Quality Patterns, Kits, and Supplies for Traditional and Contemporary Rug Hooking

How do you color plan your rugs? This is a question that I am often asked. I have a couple of guidelines I consider when I start thinking about a new rug. I usually do not plan a landscape too much as it is what I see in nature and I tend to just paint with my wool. Here are my guidelines for other rugs.

Think about the overall mood of your rug. Is it going to be vibrant or subdued?

What value of color do you want for the background? Light, medium or dark. You do not need to think about a specific color just the value. If you consider this first in your rug, you are less likely to hit a road block when hooking and picking colors for your rug.

Now let us talk about COLOR!

The color wheel is a great place to start. If you have a basic understanding of what colors work together you can feel comfortable that you will love your rug when you are done.

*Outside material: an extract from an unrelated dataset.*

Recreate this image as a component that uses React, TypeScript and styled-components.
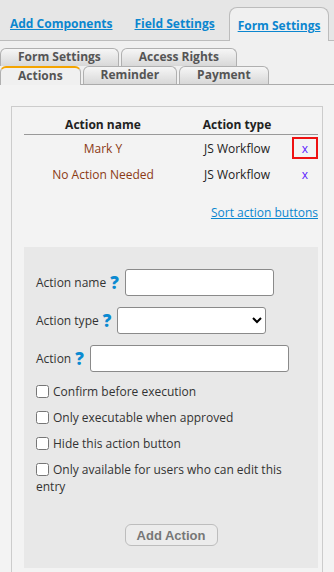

There are three “primary” colors: Red, Blue, and Yellow.

Then think about mixing the two colors together to get “secondary” colors. Violet, Green, and Orange.

Then think about mixing those colors together to get “tertiary” colors. Red orange, yellow orange, yellow green, blue green, blue violet, or red violet.

Now with this information we can build our color plan. What colors go together?

Complimentary – Two colors opposite the wheel. Red green, blue violet, yellow orange, etc.

Triad – Three colors that are three spaces apart. Red-yellow-blue, orange-green-violet, etc.

Tetrad – Four colors together. Just keep the distance as a rectangle or square within the circle. Red-violet, orange, yellow-green and blue, for example.

Need more combinations?

Analogous – a series of color along the same side of the wheel. Blue-green, blue, blue-violet, violet or yellow-orange, yellow, yellow-green, green.

Now back to your rug. A couple of other items to consider. A rug should contain the following phrase ‘light, bright, dark, dull”. Make sure you have each of these conditions in the rug. Some teachers will refer to a “poison” in your rug. That is the bright or light in the rug. Another suggestion is to move the colors around the rug. Place the colors in more than one place to let the eye move from place to place.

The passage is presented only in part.